A essência de Deus transcendia tanto as coisas mutáveis do mundo
que não podia haver um ponto de contato direto entre Deus e as criaturas,
pois as criaturas eram tão frágeis que não suportariam
ter um contato direto com a mão do Criador.
Ou seja, Deus nem sempre fora Deus-Pai. Ou por outra, o Filho teve um começo.
“Havia um então em que ele não existia”, diziam os arianos,
evitando dizer “havia um tempo em que ele não existia”, pois o Filho
fora criado antes de todos os tempos. (Mais tarde essa distinção
foi atacada pelos seus oponentes como mero sofisma). Mas embora não
Criador mas criatura, o Filho, ou Verbo, ou Logos, era diferente das outras
criaturas. Ele fora o único criado a partir do nada, e portanto era
o Unigênito. Todas as outras criaturas tinham sido criadas por Deus
através do Filho. Ele era o Mediador, necessário pelas razões
já ditas. (Os oponentes diziam que esse raciocínio requereria
uma cadeia infinita de mediadores, cada um amaciando o choque da criação
para o outro.)
Uma tradição judaica e gnóstica mas que influenciara
alguns teólogos cristãos não-gnósticos dava aos
anjos um papel de intermediários na criação entre Deus
e o homem. Deus disse: façamos o homem à nossa imagem e segundo
nossa semelhança (Gênesis, 1, 26) era a passagem bíblica
que a embasava. Mais tarde Agostinho viu nesse plural um sinal da Trindade.
Para outros Deus naquele momento falava com anjos. O papel mediador dos anjos
podia ser facilmente ampliado para incluir o Filho, como seu principal. Assim
o arianismo pode ser visto como uma última reação de
velhas traduções judaicas e do apocalipticismo cristão
primitivo contra uma idéia de Jesus Cristo calcada na filosofia grega,
que afinal venceu e é a que professamos hoje.
Em termos de soteriologia: O Filho é mutável e portanto não
tem a mesma essência de Deus, que é imutável. O Filho
é bom não porque seja Deus, mas porque decide ser bom e permanecer
assim por sua própria vontade. Por seu cuidado e auto-disciplina,
seu progresso moral, ele triunfou sobre sua natureza mutável
e se tornou Filho de Deus. Tornou-se o pioneiro da salvação,
possibilitando a todos os que o seguirem a se salvarem também.
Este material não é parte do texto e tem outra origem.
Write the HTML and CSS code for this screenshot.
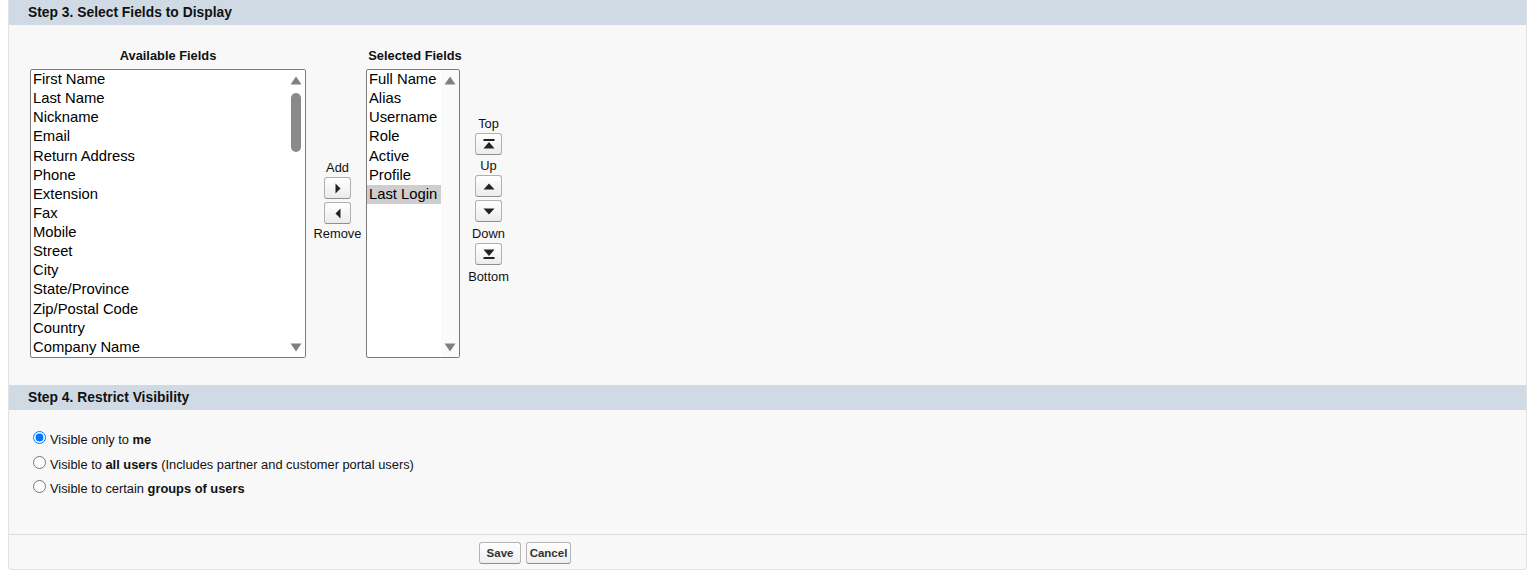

Em termos de liturgia: apesar de tudo os arianos adoravam Cristo e oravam
para ele. Também batizavam em nome do Pai, do Filho e do Espírito
Santo. Alguns usavam essa forma modificada do Glória: “Glória
ao Pai pelo Filho no Espírito Santo.” Sua prática do batismo
foi muito atacada. São Gregório de Nazianzo diria que se alguém
adorava uma criatura ou era batizado em nome de uma criatura, isso não
traria a divinização prometida no batismo. Outros como Atanásio,
Marcelo de Ancira e depois Boécio criticavam o arianismo como politeísta.
Pois se eles adoravam como divino alguém que se recusavam a chamar
divino isso levaria a uma pluralidade de seres divinos.
Eram essas as idéias que Ario colocou em canção, em
versos ritmados, fáceis de decorar. No seu principal poema havia versos
como “Entenda que a mônada era, mas a Díade não era,
antes de vir a existir/.../Então era a Tríade, mas não
em glórias iguais. Não se entremisturam suas substâncias/”.